◆ **STATED PROBLEM**:
Every line of the material below must be repeated exactly.

◆ **DATA EXCERPT**:
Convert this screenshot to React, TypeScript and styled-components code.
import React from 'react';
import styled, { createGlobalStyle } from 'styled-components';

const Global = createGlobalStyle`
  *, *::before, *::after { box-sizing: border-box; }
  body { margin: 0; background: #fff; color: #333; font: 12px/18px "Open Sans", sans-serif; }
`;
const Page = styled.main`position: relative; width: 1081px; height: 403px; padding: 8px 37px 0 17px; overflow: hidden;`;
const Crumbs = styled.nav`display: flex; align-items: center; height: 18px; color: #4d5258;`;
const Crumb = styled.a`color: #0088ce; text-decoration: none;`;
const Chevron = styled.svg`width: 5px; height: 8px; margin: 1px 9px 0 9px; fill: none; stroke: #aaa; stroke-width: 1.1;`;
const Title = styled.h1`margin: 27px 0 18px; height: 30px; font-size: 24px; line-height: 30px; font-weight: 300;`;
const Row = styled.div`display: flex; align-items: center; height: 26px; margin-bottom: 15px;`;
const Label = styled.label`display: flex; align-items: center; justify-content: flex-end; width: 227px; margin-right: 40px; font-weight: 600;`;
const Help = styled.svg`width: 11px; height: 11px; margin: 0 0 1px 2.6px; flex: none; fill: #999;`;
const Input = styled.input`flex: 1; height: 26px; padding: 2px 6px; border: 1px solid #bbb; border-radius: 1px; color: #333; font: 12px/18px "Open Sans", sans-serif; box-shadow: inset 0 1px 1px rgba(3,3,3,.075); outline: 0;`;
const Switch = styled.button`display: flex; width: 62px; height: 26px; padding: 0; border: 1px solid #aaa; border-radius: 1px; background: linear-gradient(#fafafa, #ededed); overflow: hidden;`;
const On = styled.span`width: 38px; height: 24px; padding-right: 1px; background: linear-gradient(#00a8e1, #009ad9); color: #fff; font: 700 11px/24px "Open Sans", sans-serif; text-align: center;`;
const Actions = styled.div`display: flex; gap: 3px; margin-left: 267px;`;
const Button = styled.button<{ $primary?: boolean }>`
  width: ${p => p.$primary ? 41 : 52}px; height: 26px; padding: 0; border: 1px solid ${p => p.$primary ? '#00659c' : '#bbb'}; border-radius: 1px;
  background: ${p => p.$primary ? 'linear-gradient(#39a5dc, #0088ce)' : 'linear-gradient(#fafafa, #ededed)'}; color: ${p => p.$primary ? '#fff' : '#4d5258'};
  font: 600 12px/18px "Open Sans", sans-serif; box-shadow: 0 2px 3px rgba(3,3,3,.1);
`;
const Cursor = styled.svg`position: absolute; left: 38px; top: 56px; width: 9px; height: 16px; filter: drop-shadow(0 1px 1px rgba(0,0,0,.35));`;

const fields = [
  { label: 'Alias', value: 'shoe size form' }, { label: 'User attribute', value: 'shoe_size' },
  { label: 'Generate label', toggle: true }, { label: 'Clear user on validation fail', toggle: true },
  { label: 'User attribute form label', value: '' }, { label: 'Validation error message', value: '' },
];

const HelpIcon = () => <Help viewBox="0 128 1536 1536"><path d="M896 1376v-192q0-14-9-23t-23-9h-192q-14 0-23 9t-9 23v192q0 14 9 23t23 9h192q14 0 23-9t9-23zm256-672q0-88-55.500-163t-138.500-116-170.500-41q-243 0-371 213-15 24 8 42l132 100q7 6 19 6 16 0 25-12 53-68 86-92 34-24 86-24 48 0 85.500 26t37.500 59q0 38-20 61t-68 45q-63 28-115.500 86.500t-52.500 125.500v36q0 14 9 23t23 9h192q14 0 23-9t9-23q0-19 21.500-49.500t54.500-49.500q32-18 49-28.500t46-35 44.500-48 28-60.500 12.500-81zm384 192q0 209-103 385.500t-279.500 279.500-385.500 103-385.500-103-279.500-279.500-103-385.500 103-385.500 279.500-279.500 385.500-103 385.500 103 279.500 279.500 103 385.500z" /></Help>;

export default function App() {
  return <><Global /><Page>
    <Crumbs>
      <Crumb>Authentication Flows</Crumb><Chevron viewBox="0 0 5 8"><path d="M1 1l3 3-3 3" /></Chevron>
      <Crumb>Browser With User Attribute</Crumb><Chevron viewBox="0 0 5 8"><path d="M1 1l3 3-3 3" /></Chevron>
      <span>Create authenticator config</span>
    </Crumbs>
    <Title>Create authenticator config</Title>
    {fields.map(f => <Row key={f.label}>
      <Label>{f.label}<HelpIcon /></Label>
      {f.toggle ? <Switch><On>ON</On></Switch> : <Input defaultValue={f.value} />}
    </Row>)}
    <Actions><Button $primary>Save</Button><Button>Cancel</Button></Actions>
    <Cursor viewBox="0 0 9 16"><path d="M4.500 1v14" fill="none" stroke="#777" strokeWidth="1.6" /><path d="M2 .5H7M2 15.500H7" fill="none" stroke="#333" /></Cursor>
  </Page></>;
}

◆ **RESULT OF THE EXERCISE**:
Convert this screenshot to React, TypeScript and styled-components code.
import React from 'react';
import styled, { createGlobalStyle } from 'styled-components';

const Global = createGlobalStyle`
  *, *::before, *::after { box-sizing: border-box; }
  body { margin: 0; background: #fff; color: #333; font: 12px/18px "Open Sans", sans-serif; }
`;
const Page = styled.main`position: relative; width: 1081px; height: 403px; padding: 8px 37px 0 17px; overflow: hidden;`;
const Crumbs = styled.nav`display: flex; align-items: center; height: 18px; color: #4d5258;`;
const Crumb = styled.a`color: #0088ce; text-decoration: none;`;
const Chevron = styled.svg`width: 5px; height: 8px; margin: 1px 9px 0 9px; fill: none; stroke: #aaa; stroke-width: 1.1;`;
const Title = styled.h1`margin: 27px 0 18px; height: 30px; font-size: 24px; line-height: 30px; font-weight: 300;`;
const Row = styled.div`display: flex; align-items: center; height: 26px; margin-bottom: 15px;`;
const Label = styled.label`display: flex; align-items: center; justify-content: flex-end; width: 227px; margin-right: 40px; font-weight: 600;`;
const Help = styled.svg`width: 11px; height: 11px; margin: 0 0 1px 2.6px; flex: none; fill: #999;`;
const Input = styled.input`flex: 1; height: 26px; padding: 2px 6px; border: 1px solid #bbb; border-radius: 1px; color: #333; font: 12px/18px "Open Sans", sans-serif; box-shadow: inset 0 1px 1px rgba(3,3,3,.075); outline: 0;`;
const Switch = styled.button`display: flex; width: 62px; height: 26px; padding: 0; border: 1px solid #aaa; border-radius: 1px; background: linear-gradient(#fafafa, #ededed); overflow: hidden;`;
const On = styled.span`width: 38px; height: 24px; padding-right: 1px; background: linear-gradient(#00a8e1, #009ad9); color: #fff; font: 700 11px/24px "Open Sans", sans-serif; text-align: center;`;
const Actions = styled.div`display: flex; gap: 3px; margin-left: 267px;`;
const Button = styled.button<{ $primary?: boolean }>`
  width: ${p => p.$primary ? 41 : 52}px; height: 26px; padding: 0; border: 1px solid ${p => p.$primary ? '#00659c' : '#bbb'}; border-radius: 1px;
  background: ${p => p.$primary ? 'linear-gradient(#39a5dc, #0088ce)' : 'linear-gradient(#fafafa, #ededed)'}; color: ${p => p.$primary ? '#fff' : '#4d5258'};
  font: 600 12px/18px "Open Sans", sans-serif; box-shadow: 0 2px 3px rgba(3,3,3,.1);
`;
const Cursor = styled.svg`position: absolute; left: 38px; top: 56px; width: 9px; height: 16px; filter: drop-shadow(0 1px 1px rgba(0,0,0,.35));`;

const fields = [
  { label: 'Alias', value: 'shoe size form' }, { label: 'User attribute', value: 'shoe_size' },
  { label: 'Generate label', toggle: true }, { label: 'Clear user on validation fail', toggle: true },
  { label: 'User attribute form label', value: '' }, { label: 'Validation error message', value: '' },
];

const HelpIcon = () => <Help viewBox="0 128 1536 1536"><path d="M896 1376v-192q0-14-9-23t-23-9h-192q-14 0-23 9t-9 23v192q0 14 9 23t23 9h192q14 0 23-9t9-23zm256-672q0-88-55.500-163t-138.500-116-170.500-41q-243 0-371 213-15 24 8 42l132 100q7 6 19 6 16 0 25-12 53-68 86-92 34-24 86-24 48 0 85.500 26t37.500 59q0 38-20 61t-68 45q-63 28-115.500 86.500t-52.500 125.500v36q0 14 9 23t23 9h192q14 0 23-9t9-23q0-19 21.500-49.500t54.500-49.500q32-18 49-28.500t46-35 44.500-48 28-60.500 12.500-81zm384 192q0 209-103 385.500t-279.500 279.500-385.500 103-385.500-103-279.500-279.500-103-385.500 103-385.500 279.500-279.500 385.500-103 385.500 103 279.500 279.500 103 385.500z" /></Help>;

export default function App() {
  return <><Global /><Page>
    <Crumbs>
      <Crumb>Authentication Flows</Crumb><Chevron viewBox="0 0 5 8"><path d="M1 1l3 3-3 3" /></Chevron>
      <Crumb>Browser With User Attribute</Crumb><Chevron viewBox="0 0 5 8"><path d="M1 1l3 3-3 3" /></Chevron>
      <span>Create authenticator config</span>
    </Crumbs>
    <Title>Create authenticator config</Title>
    {fields.map(f => <Row key={f.label}>
      <Label>{f.label}<HelpIcon /></Label>
      {f.toggle ? <Switch><On>ON</On></Switch> : <Input defaultValue={f.value} />}
    </Row>)}
    <Actions><Button $primary>Save</Button><Button>Cancel</Button></Actions>
    <Cursor viewBox="0 0 9 16"><path d="M4.500 1v14" fill="none" stroke="#777" strokeWidth="1.6" /><path d="M2 .5H7M2 15.500H7" fill="none" stroke="#333" /></Cursor>
  </Page></>;
}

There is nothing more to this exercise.